Australian banks vulnerable to 'second order effects' from the housing market
Mortgages already account for 63% of banks' loan books.
Banks in Australia are increasingly sensitive to adverse economic developments that could result if house prices were to slump, following a more than 16-year surge, Moody's Investors Service said in a report.
"Between 2000 and 2016, house prices rose by 113% in Australia. At the same time, household indebtedness has risen sharply, and mortgages now account for 63% of the banking systems' total loan books in the country."
Moody's said house prices will continue to climb in Australia, albeit at a slower pace over the next 12 to 18 months. If there were a house price correction in the country, the combination of protective features built into their mortgage markets, banks' underwriting practices and full recourse loans would limit mortgage losses.
Louise Lundberg, a Vice President and Senior Credit Officer at Moody's said banks are exposed to second order effects. "Namely, a material economic slowdown that would likely accompany a substantial house price correction would lead to higher losses on consumer loans, commercial real estate loans, and loans to consumer-exposed corporates."

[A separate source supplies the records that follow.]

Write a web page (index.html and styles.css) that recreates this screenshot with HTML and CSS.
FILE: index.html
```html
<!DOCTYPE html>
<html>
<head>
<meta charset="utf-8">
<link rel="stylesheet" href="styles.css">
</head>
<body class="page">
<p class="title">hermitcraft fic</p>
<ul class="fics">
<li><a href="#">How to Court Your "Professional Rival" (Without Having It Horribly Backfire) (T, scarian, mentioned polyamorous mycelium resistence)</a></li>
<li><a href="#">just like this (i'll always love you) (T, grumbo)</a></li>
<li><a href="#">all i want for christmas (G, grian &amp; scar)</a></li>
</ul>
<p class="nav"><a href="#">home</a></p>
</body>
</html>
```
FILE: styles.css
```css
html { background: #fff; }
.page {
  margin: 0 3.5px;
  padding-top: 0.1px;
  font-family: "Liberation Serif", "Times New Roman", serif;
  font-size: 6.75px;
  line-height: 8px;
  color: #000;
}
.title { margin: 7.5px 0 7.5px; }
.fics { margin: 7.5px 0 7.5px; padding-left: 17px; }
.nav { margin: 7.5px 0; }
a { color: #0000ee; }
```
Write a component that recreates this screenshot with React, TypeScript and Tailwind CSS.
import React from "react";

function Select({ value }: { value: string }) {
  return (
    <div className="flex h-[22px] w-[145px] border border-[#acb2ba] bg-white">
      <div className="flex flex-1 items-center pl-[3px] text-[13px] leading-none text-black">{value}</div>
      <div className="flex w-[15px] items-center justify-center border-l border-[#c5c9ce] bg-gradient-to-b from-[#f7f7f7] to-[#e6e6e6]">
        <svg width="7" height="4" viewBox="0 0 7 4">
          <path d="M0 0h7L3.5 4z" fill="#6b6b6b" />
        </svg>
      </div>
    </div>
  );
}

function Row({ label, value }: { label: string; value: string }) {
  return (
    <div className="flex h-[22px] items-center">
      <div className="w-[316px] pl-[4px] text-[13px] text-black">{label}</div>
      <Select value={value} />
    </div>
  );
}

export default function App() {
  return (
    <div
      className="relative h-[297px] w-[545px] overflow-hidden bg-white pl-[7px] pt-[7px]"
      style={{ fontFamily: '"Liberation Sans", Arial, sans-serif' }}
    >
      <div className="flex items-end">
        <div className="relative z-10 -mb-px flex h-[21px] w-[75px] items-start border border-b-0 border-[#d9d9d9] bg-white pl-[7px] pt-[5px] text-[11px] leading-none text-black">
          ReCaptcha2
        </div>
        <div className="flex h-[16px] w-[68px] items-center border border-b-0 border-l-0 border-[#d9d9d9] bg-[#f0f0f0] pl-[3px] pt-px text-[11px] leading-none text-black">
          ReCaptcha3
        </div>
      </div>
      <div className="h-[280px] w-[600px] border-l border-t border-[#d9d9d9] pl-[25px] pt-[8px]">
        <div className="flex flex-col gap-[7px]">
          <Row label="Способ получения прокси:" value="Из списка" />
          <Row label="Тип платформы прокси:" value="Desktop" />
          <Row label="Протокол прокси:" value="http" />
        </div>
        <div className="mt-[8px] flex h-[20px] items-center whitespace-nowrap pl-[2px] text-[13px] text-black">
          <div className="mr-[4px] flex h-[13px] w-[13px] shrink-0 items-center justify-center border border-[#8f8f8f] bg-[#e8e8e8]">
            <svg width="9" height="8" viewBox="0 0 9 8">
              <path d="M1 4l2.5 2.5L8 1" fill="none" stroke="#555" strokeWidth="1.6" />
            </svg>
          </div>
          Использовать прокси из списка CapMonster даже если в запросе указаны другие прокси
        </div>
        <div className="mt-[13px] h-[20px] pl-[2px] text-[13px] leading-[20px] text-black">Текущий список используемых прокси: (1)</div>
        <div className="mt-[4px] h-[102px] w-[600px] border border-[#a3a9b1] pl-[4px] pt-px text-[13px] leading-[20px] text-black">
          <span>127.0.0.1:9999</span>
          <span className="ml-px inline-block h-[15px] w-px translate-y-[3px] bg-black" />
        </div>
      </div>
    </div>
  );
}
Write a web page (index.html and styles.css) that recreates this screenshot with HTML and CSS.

"In most scenarios, Moody's expect banks to be able to absorb any loan losses through their earnings. Any impact on their capital levels, which we currently assess as strong to adequate, would likely be limited. Assuming unchanged earnings (although these would likely be negatively impacted in a stressed scenario), loan losses could increaseto 1.8% in Australia from 0.2% before eating into capital," Moody's said.